Mark Warner is the very model of what will become known as Fiscal Progressivism, the pragmatic, cross-partisan application of intelligent, responsible management. Jim Webb, in addition to being the Democrats' most powerful voice on military and veterans' affairs, is the senate's greatest champion of economic fairness: the Democratic assertion that a nation must value the health of its economy not at the apex, but at the base. And Barack Obama is rapidly rising as the personification of an organized, bottom-up progressivism that engages regular citizens to participate in the solutions to the greatest challenges facing the world. From climate change to economic collapse, from war to healthcare to genocide, Obama leads not by authoritarianism, but by an egalitarian, progressive inclusion that unleashes the best talents of all Americans in a common cause for the Common Good.

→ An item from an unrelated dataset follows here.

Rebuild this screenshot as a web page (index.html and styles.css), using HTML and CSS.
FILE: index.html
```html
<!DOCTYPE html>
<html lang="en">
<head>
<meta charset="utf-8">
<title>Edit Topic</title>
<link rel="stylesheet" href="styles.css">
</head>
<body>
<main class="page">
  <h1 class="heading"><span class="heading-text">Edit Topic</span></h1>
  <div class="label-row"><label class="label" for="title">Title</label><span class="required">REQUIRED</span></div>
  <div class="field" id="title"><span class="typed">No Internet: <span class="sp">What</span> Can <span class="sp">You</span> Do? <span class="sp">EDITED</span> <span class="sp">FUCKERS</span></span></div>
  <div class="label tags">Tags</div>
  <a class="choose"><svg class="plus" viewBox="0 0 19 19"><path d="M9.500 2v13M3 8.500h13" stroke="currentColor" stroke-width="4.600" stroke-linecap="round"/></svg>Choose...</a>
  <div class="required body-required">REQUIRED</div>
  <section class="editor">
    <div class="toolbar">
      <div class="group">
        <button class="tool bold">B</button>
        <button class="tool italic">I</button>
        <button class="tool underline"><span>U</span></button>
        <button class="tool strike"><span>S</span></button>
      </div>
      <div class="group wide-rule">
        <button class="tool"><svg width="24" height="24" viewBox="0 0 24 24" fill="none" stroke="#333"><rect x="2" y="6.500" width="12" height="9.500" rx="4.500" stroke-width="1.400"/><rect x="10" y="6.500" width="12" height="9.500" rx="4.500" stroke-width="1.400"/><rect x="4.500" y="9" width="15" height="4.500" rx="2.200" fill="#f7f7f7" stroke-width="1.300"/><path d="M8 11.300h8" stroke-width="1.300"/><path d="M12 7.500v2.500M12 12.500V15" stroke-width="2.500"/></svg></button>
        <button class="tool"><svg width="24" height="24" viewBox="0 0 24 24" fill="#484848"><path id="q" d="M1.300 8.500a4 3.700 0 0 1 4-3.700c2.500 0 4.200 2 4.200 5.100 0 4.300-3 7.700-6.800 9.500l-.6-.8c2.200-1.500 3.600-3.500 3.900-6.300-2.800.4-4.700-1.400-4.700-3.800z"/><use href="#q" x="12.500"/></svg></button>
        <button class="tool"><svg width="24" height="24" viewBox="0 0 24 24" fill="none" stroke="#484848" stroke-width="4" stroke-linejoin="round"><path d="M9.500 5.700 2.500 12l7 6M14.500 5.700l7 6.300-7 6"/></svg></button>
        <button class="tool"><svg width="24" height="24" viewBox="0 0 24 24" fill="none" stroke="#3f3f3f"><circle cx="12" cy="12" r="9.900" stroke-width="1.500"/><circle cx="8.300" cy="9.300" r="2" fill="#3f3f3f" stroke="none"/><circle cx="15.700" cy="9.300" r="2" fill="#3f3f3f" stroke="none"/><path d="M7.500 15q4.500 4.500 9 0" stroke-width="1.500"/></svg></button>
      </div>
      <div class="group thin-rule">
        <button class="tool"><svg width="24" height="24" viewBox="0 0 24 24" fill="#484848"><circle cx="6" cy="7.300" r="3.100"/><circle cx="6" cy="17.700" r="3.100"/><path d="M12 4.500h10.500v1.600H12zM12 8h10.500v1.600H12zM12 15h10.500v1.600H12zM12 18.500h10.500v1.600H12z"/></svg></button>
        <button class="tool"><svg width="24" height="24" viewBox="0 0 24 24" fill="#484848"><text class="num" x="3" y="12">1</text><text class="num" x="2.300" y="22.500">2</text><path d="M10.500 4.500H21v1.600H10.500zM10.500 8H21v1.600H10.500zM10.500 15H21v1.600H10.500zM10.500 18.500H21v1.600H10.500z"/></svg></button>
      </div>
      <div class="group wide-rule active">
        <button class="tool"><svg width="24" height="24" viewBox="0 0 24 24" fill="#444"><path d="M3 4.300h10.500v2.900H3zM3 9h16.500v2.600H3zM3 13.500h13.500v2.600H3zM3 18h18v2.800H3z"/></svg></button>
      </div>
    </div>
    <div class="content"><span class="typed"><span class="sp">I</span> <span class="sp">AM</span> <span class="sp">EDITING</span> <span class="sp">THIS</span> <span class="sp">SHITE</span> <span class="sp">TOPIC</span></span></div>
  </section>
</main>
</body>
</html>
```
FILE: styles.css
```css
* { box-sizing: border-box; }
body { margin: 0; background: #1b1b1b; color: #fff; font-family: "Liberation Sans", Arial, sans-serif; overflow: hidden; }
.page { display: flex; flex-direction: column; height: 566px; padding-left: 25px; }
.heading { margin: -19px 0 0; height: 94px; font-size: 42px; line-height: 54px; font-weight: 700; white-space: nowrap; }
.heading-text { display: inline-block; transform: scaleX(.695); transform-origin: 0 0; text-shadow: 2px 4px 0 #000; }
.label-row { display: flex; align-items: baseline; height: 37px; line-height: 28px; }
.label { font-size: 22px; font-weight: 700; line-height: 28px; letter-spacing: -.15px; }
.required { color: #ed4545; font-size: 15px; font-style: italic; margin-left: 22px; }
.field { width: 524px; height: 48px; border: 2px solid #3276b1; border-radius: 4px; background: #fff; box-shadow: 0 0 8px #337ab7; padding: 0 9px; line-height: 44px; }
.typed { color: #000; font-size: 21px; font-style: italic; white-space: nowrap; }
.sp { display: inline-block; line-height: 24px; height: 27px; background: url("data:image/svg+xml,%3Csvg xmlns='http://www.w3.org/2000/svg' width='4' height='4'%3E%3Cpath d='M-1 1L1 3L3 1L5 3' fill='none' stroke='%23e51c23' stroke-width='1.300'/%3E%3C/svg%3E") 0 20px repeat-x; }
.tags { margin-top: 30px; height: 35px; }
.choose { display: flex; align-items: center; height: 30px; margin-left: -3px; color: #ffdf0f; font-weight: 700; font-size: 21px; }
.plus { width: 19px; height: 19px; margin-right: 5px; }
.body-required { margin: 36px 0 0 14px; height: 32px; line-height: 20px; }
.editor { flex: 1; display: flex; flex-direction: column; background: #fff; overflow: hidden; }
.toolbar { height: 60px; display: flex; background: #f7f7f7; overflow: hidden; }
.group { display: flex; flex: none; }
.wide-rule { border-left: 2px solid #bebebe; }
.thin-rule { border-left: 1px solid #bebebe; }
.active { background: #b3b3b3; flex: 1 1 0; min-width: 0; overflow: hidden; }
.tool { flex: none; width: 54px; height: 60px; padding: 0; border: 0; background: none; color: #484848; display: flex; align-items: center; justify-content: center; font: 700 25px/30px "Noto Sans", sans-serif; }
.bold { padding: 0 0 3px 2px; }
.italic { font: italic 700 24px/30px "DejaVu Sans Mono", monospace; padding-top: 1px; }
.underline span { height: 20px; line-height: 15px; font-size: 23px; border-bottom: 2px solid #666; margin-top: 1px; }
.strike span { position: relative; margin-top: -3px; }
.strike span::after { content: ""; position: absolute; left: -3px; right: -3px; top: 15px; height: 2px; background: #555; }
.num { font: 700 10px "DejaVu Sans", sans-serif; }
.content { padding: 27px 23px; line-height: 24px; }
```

In light of these shining examples, where is Tim Kaine? In what way has Tim Kaine embodied progressive ideals? In what way has Tim Kaine lead or stood up for the critical issues of the day? Where has Tim Kaine emerged victorious and thus strengthened the Progressive movement, the Democratic party, and the Commonwealth? Long on plans and short on accomplishments, Kaine has consistently proven that he will not stand up for principle and will not listen to reason. When Kaine eviscerates progressive taxation, champions a massive new coal plant, or works against the commonsense underground solution to the Rail to Dulles project, he isn't just throwing the baby out with the bathwater, he's lingering by the window to set fire to the drapes.


What an endorsement! If you can believe it, Not Larry Sabato is worse.

I don't know if this has to do with Kaine's religious background (the religion-industrial complex strikes again) or what, but count me out of that. Given the options being most discussed on the short list, I'd be OK with Kathleen Sebelius and Chris Dodd, but I'm almost stunned at the slimness of the pickings.